- _Directions_: Track down each line that has the word "components" and copy it.
⟨
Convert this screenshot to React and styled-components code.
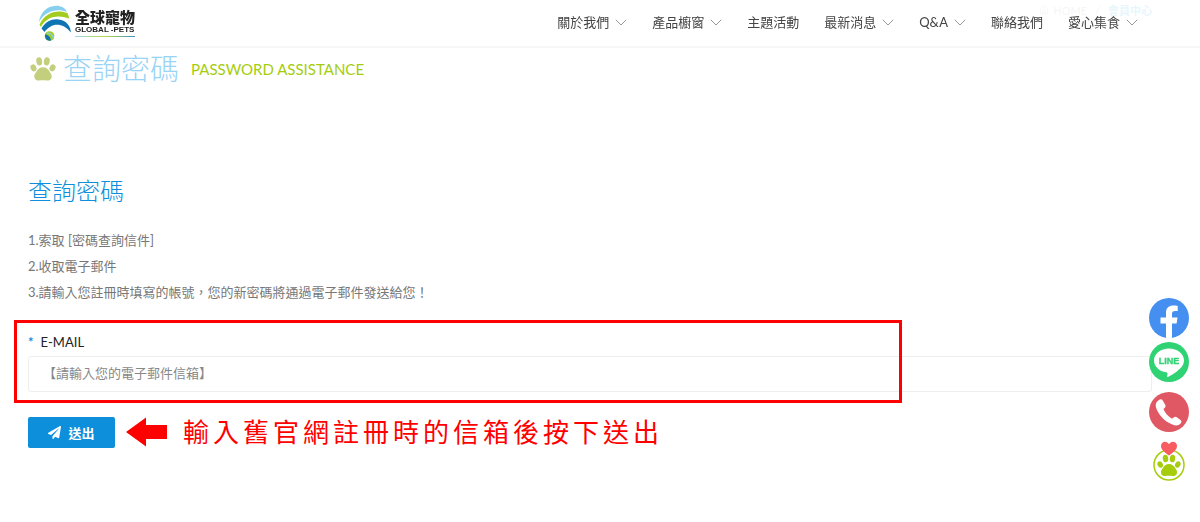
import React, { useState } from 'react';
import styled, { createGlobalStyle } from 'styled-components'
import { FaPaperPlane } from 'react-icons/fa'
import { House } from 'lucide-react'

const menu = [
    { text: '關於我們', sub: true },
    { text: '產品櫥窗', sub: true },
    { text: '主題活動' },
    { text: '最新消息', sub: true },
    { text: 'Q&A', sub: true },
    { text: '聯絡我們' },
    { text: '愛心集食', sub: true },
]

const steps = [
    '1.索取 [密碼查詢信件]',
    '2.收取電子郵件',
    '3.請輸入您註冊時填寫的帳號\uFF0C您的新密碼將通過電子郵件發送給您\uFF01',
]

const Chevron = () => (
    <svg width="12" height="7" viewBox="0 0 12 7" fill="none" stroke="#999" aria-hidden="true">
        <path d="M0.8 0.8 6 6 11.2 0.8" />
    </svg>
)

const Paw = ({ size, color }) => (
    <svg width={size} height={size} viewBox="0 0 24 24" fill={color} aria-hidden="true">
        <ellipse cx="3.2" cy="11" rx="2.6" ry="3.3" transform="rotate(-28 3.2 11)" />
        <ellipse cx="8.5" cy="5" rx="2.7" ry="3.8" transform="rotate(-8 8.5 5)" />
        <ellipse cx="15.5" cy="5" rx="2.7" ry="3.8" transform="rotate(8 15.5 5)" />
        <ellipse cx="20.8" cy="11" rx="2.6" ry="3.3" transform="rotate(28 20.8 11)" />
        <path d="M12 10.4c3 0 4.8 1.800 6 3.800 1.200 1.900 2.400 3 2 5.300-.4 2.300-2.400 3.300-4.500 3.100-1.300-.1-2.200-.3-3.500-.3s-2.200.2-3.500.3c-2.100.2-4.100-.8-4.500-3.100-.4-2.300.8-3.400 2-5.300 1.200-2 3-3.800 6-3.800z" />
    </svg>
)

const LogoMark = () => (
    <svg width="34" height="38" viewBox="0 0 34 38" aria-hidden="true">
        <path d="M1 18C2 9 9 2 18 1.800c5.500 0 9 2.200 11 6C19 4 7 7 1 18z" fill="#86cfee" />
        <path d="M1.500 20.500C7 8.500 19 5 29.500 9c.8 1.800 1.300 3.500 1.800 5.600C20 10.500 9 12 2.800 23z" fill="#a3cd1e" />
        <path d="M3.500 24.500C9 14.500 20 13 27.500 18c3 2.200 5 5.700 5.500 10.500C24 17.500 13 19 6.500 28z" fill="#0f74b2" />
        <circle cx="11.500" cy="32" r="4.800" fill="#a3cd1e" />
        <path d="M7 30.500c3 0 5.500 2.500 6 6-3.500 1-6.500-1.500-6-6z" fill="#0f74b2" />
        <path d="M8.500 28.800c4 0 7 3 7 6.500" fill="none" stroke="#86cfee" strokeWidth="1.300" />
    </svg>
)

const App = () => {
    const [email, setEmail] = useState('')

    return (<>
        <GlobalStyle />
        <Header>
            <Logo href="#">
                <LogoMark />
                <LogoText>
                    <LogoName>全球寵物</LogoName>
                    <LogoSub>GLOBAL -PETS</LogoSub>
                    <LogoLine />
                </LogoText>
            </Logo>
            <Nav>
                {menu.map(item => (
                    <NavLink href="#" key={item.text}>
                        {item.text}
                        {item.sub && <Chevron />}
                    </NavLink>
                ))}
            </Nav>
        </Header>

        <Main>
            <Breadcrumb>
                <Home href="#"><House size={10} />HOME</Home>
                <span>/</span>
                <Current href="#">會員中心</Current>
            </Breadcrumb>

            <PageTitle>
                <Paw size={26} color="#c3cf7d" />
                <TitleMain>查詢密碼</TitleMain>
                <TitleSub>PASSWORD ASSISTANCE</TitleSub>
            </PageTitle>

            <Heading>查詢密碼</Heading>
            <Steps>
                {steps.map(step => <li key={step}>{step}</li>)}
            </Steps>

            <form onSubmit={e => e.preventDefault()}>
                <FieldWrap>
                    <Label htmlFor="email"><Star>*</Star>E-MAIL</Label>
                    <Input
                        id="email" type="email" value={email}
                        onChange={e => setEmail(e.target.value)}
                        placeholder="【請輸入您的電子郵件信箱】" />
                    <Highlight />
                </FieldWrap>

                <Actions>
                    <Submit type="submit"><FaPaperPlane size={13} />送出</Submit>
                    <svg width="41" height="30" viewBox="0 0 41 30" fill="#f00" aria-hidden="true">
                        <path d="M0 15 20 0.500V8h21v14H20v7.500z" />
                    </svg>
                    <Hint>輸入舊官網註冊時的信箱後按下送出</Hint>
                </Actions>
            </form>
        </Main>

        <Floating>
            <RoundLink href="#" $bg="#458ff0" aria-label="Facebook">
                <svg width="40" height="40" viewBox="0 0 40 40" fill="#fff">
                    <path d="M17 39.800V25.500h-5.500v-6H17v-4.600c0-5 3-7.300 7.500-7.300 1.600 0 3.200.2 4.200.4v5h-2.600c-2.400 0-3.100 1.200-3.100 2.800v3.700h5.500l-.9 6H23v14.300a20 20 0 0 1-6 0z" />
                </svg>
            </RoundLink>
            <RoundLink href="#" $bg="#30d373" $gap="4px" aria-label="LINE">
                <svg width="40" height="40" viewBox="0 0 40 40">
                    <path d="M20 6.500c8.300 0 15 5.300 15 11.900 0 3-1.400 5.500-3.900 8.200C27.500 30.200 22 33.800 19 35c-.9.3-.9-.3-.8-1l.3-2c0-.8-.1-1.600-1.300-1.800C10.200 29.200 5 24.400 5 18.400 5 11.800 11.700 6.500 20 6.500z" fill="#fff" />
                    <text x="20" y="22" textAnchor="middle" fontSize="9" fontWeight="bold" fontFamily="Liberation Sans, sans-serif" fill="#30d373" stroke="#30d373" strokeWidth=".3">LINE</text>
                </svg>
            </RoundLink>
            <RoundLink href="#" $bg="#df5864" $gap="10px" aria-label="電話">
                <svg width="40" height="40" viewBox="0 0 40 40" fill="#fff">
                    <path d="M10.300 7.800c1.300-1 2.600-.7 3.400.6l2.500 4.300c.7 1.200.4 2.300-.6 3.200l-1.200 1.200c1.600 3.800 4.700 7.300 8.600 9.700l1.600-1.400c1-.8 2.100-.9 3.200-.1l3.700 2.700c1.200 1 1.300 2.200.3 3.300-2 2.200-4.700 2.900-7.800 1.500C15 29.200 9.500 23 7 15.500c-1-3.200.3-6 3.300-7.700z" />
                </svg>
            </RoundLink>
            <PetLink href="#" aria-label="愛心集食">
                <svg width="34" height="41" viewBox="0 0 34 41">
                    <circle cx="17" cy="24" r="15" fill="#fff" stroke="#a5cd0c" strokeWidth="1.500" />
                    <g transform="translate(5 12.500)">
                        <Paw size={24} color="#a5cd0c" />
                    </g>
                    <path d="M17 14.500C12 11 9 8.300 9 5c0-2.500 1.800-4.200 4-4.200 1.700 0 3.200 1 4 2.500.8-1.500 2.300-2.500 4-2.500 2.200 0 4 1.700 4 4.200 0 3.300-3 6-8 9.500z" fill="#f75c61" />
                </svg>
            </PetLink>
        </Floating>
    </>)
}


const GlobalStyle = createGlobalStyle`
    *{
        box-sizing: border-box;
    }
    body{
        margin: 0;
        background: #fff;
        color: #777;
        font-family: Lato, "Noto Sans CJK TC", sans-serif;
        font-size: 13px;
    }
    a{
        color: inherit;
        text-decoration: none;
    }
    svg{
        display: block;
        flex-shrink: 0;
    }
`

const Header = styled.header`
    position: fixed;
    top: 0;
    left: 0;
    right: 0;
    z-index: 10;
    height: 48px;
    padding: 0 62px 2px 38px;
    display: flex;
    justify-content: space-between;
    align-items: center;
    background: rgba(255,255,255,.88);
    border-bottom: 2px solid #f7f7f7;
`
const Logo = styled.a`
    display: flex;
    align-items: center;
    gap: 3px;
    padding-top: 2px;
    color: #222;
`
const LogoText = styled.span`
    display: flex;
    flex-direction: column;
`
const LogoName = styled.span`
    font-size: 15px;
    line-height: 16px;
    font-weight: 900;
`
const LogoSub = styled.span`
    font-family: "Liberation Sans", sans-serif;
    font-size: 8px;
    line-height: 10px;
    font-weight: bold;
`
const LogoLine = styled.span`
    height: 1px;
    margin-top: 1px;
    background: linear-gradient(90deg, #9bd8f0, #b9d84c 50%, #3a93c4);
`

const Nav = styled.nav`
    display: flex;
    gap: 25px;
`
const NavLink = styled.a`
    display: flex;
    align-items: center;
    gap: 6px;
    line-height: 20px;
    color: #444;
`

const Main = styled.main`
    padding: 0 48px 0 28px;
`
const Breadcrumb = styled.div`
    display: flex;
    justify-content: flex-end;
    align-items: center;
    gap: 8px;
    height: 20px;
    font-size: 11px;
    color: #aaa;
`
const Home = styled.a`
    display: flex;
    align-items: center;
    gap: 4px;
`
const Current = styled.a`
    font-weight: bold;
    color: #38ade6;
`

const PageTitle = styled.div`
    display: flex;
    align-items: center;
    margin-top: 28px;
    padding-left: 2px;
    height: 42px;
`
const TitleMain = styled.h1`
    margin: 0 12px 0 7px;
    font-size: 29px;
    line-height: 42px;
    font-weight: 300;
    color: #99d3f5;
`
const TitleSub = styled.span`
    font-size: 15px;
    line-height: 20px;
    color: #a5cd0c;
`

const Heading = styled.h2`
    margin: 83px 0 18px;
    font-size: 24px;
    line-height: 36px;
    font-weight: 300;
    color: #0e8fdb;
`
const Steps = styled.ul`
    list-style: none;
    margin: 0 0 27px;
    padding: 0;
    line-height: 26px;
`

const FieldWrap = styled.div`
    position: relative;
    display: flex;
    flex-direction: column;
`
const Label = styled.label`
    display: flex;
    gap: 7px;
    margin-bottom: 4px;
    line-height: 20px;
    color: #222;
`
const Star = styled.span`
    font-weight: bold;
    color: #0e8fdb;
`
const Input = styled.input`
    width: 100%;
    height: 36px;
    padding: 0 14px 3px;
    border: 1px solid #eee;
    border-radius: 3px;
    outline: none;
    font: inherit;
    color: #666;
    &::placeholder{
        color: #888;
        opacity: 1;
    }
`
/* red frame drawn over the field, a bit wider than its label */
const Highlight = styled.div`
    position: absolute;
    top: -12px;
    left: -14px;
    width: 79%;
    height: 83px;
    border: 3px solid #f00;
    pointer-events: none;
`

const Actions = styled.div`
    display: flex;
    align-items: center;
    margin-top: 22px;
    gap: 11px;
`
const Submit = styled.button`
    display: flex;
    justify-content: center;
    align-items: center;
    gap: 7px;
    width: 87px;
    height: 31px;
    padding: 0;
    border: none;
    border-radius: 2px;
    background: #0e8fdb;
    color: #fff;
    font: inherit;
    font-weight: bold;
    cursor: pointer;
`
const Hint = styled.strong`
    margin-left: 5px;
    font-size: 26px;
    line-height: 36px;
    font-weight: 400;
    letter-spacing: 4px;
    color: #f00;
`

const Floating = styled.aside`
    position: fixed;
    top: 298px;
    right: 11px;
    z-index: 20;
    display: flex;
    flex-direction: column;
    align-items: center;
`
const RoundLink = styled.a`
    width: 40px;
    height: 40px;
    margin-top: ${({ $gap }) => $gap || 0};
    border-radius: 50%;
    background: ${({ $bg }) => $bg};
`
const PetLink = styled.a`
    margin-top: 9px;
`

export default App;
⟩
- _Solution_:
Convert this screenshot to React and styled-components code.
import styled, { createGlobalStyle } from 'styled-components'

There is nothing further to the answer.